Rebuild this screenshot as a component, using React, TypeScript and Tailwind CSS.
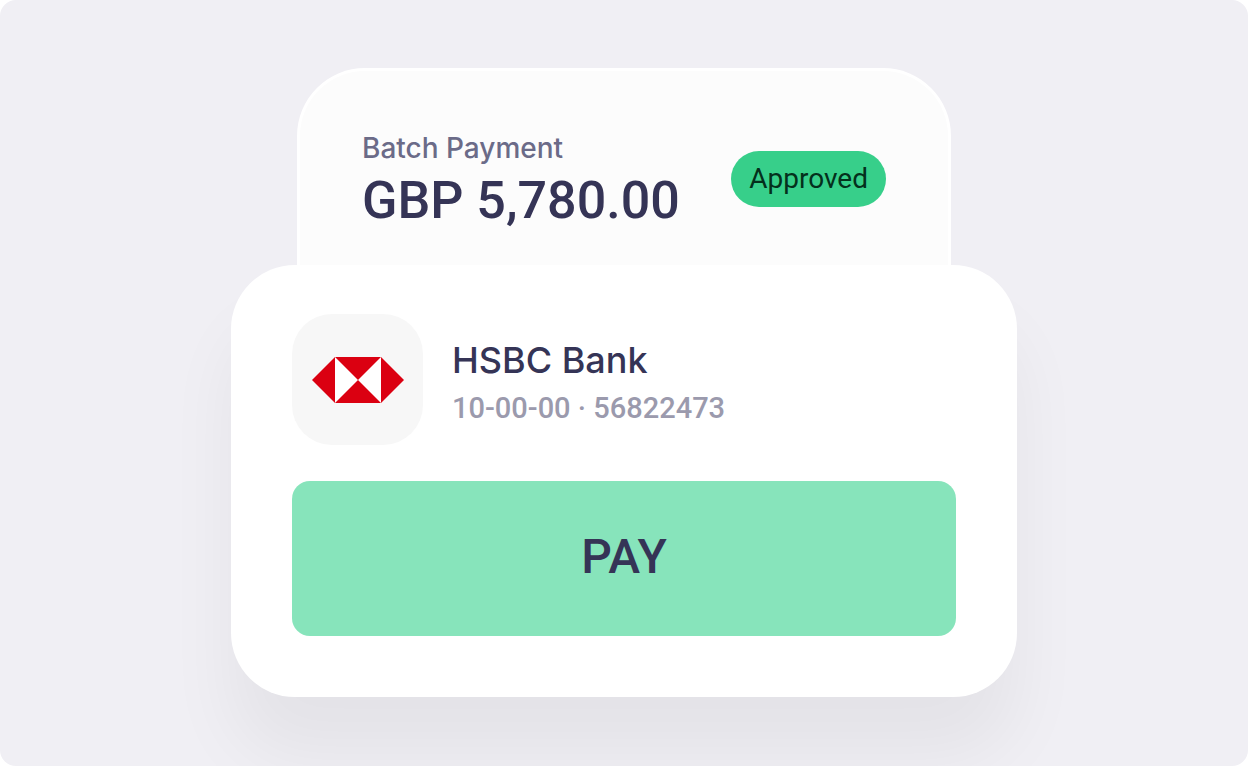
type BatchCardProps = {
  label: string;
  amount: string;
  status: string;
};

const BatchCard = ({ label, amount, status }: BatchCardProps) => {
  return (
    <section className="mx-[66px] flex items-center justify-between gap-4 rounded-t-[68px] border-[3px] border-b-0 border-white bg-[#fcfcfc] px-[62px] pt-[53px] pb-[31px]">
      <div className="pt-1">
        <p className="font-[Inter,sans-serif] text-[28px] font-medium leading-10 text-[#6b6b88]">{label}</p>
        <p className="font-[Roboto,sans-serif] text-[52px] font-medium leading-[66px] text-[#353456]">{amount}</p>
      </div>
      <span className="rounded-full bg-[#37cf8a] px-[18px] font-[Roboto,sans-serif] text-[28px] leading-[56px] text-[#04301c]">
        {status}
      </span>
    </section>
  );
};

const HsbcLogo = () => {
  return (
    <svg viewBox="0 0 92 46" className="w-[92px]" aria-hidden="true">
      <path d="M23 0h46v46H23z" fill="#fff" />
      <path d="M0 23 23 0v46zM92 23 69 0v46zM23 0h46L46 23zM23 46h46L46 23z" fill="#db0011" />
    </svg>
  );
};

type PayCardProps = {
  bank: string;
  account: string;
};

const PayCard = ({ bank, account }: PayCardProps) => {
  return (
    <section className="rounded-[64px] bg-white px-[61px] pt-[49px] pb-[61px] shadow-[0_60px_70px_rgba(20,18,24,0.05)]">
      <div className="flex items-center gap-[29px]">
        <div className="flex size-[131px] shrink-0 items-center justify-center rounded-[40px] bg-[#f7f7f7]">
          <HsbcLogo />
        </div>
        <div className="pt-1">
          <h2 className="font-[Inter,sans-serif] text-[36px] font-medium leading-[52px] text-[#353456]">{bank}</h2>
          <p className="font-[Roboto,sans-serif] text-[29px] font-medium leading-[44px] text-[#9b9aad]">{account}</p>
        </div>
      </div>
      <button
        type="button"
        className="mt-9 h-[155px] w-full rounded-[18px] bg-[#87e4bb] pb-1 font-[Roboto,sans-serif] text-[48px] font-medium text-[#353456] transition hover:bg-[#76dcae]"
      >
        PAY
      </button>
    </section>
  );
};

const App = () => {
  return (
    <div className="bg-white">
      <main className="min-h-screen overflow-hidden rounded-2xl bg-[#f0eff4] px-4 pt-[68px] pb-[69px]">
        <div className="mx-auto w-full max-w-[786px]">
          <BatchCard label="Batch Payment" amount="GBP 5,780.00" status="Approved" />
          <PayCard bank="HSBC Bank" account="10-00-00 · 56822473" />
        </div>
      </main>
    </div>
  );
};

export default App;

____________

_Required work_: Reproduce the material in full, word for word, and omit the pictures.

_Exercise solution_:
Rebuild this screenshot as a component, using React, TypeScript and Tailwind CSS.
type BatchCardProps = {
  label: string;
  amount: string;
  status: string;
};

const BatchCard = ({ label, amount, status }: BatchCardProps) => {
  return (
    <section className="mx-[66px] flex items-center justify-between gap-4 rounded-t-[68px] border-[3px] border-b-0 border-white bg-[#fcfcfc] px-[62px] pt-[53px] pb-[31px]">
      <div className="pt-1">
        <p className="font-[Inter,sans-serif] text-[28px] font-medium leading-10 text-[#6b6b88]">{label}</p>
        <p className="font-[Roboto,sans-serif] text-[52px] font-medium leading-[66px] text-[#353456]">{amount}</p>
      </div>
      <span className="rounded-full bg-[#37cf8a] px-[18px] font-[Roboto,sans-serif] text-[28px] leading-[56px] text-[#04301c]">
        {status}
      </span>
    </section>
  );
};

const HsbcLogo = () => {
  return (
    <svg viewBox="0 0 92 46" className="w-[92px]" aria-hidden="true">
      <path d="M23 0h46v46H23z" fill="#fff" />
      <path d="M0 23 23 0v46zM92 23 69 0v46zM23 0h46L46 23zM23 46h46L46 23z" fill="#db0011" />
    </svg>
  );
};

type PayCardProps = {
  bank: string;
  account: string;
};

const PayCard = ({ bank, account }: PayCardProps) => {
  return (
    <section className="rounded-[64px] bg-white px-[61px] pt-[49px] pb-[61px] shadow-[0_60px_70px_rgba(20,18,24,0.05)]">
      <div className="flex items-center gap-[29px]">
        <div className="flex size-[131px] shrink-0 items-center justify-center rounded-[40px] bg-[#f7f7f7]">
          <HsbcLogo />
        </div>
        <div className="pt-1">
          <h2 className="font-[Inter,sans-serif] text-[36px] font-medium leading-[52px] text-[#353456]">{bank}</h2>
          <p className="font-[Roboto,sans-serif] text-[29px] font-medium leading-[44px] text-[#9b9aad]">{account}</p>
        </div>
      </div>
      <button
        type="button"
        className="mt-9 h-[155px] w-full rounded-[18px] bg-[#87e4bb] pb-1 font-[Roboto,sans-serif] text-[48px] font-medium text-[#353456] transition hover:bg-[#76dcae]"
      >
        PAY
      </button>
    </section>
  );
};

const App = () => {
  return (
    <div className="bg-white">
      <main className="min-h-screen overflow-hidden rounded-2xl bg-[#f0eff4] px-4 pt-[68px] pb-[69px]">
        <div className="mx-auto w-full max-w-[786px]">
          <BatchCard label="Batch Payment" amount="GBP 5,780.00" status="Approved" />
          <PayCard bank="HSBC Bank" account="10-00-00 · 56822473" />
        </div>
      </main>
    </div>
  );
};

export default App;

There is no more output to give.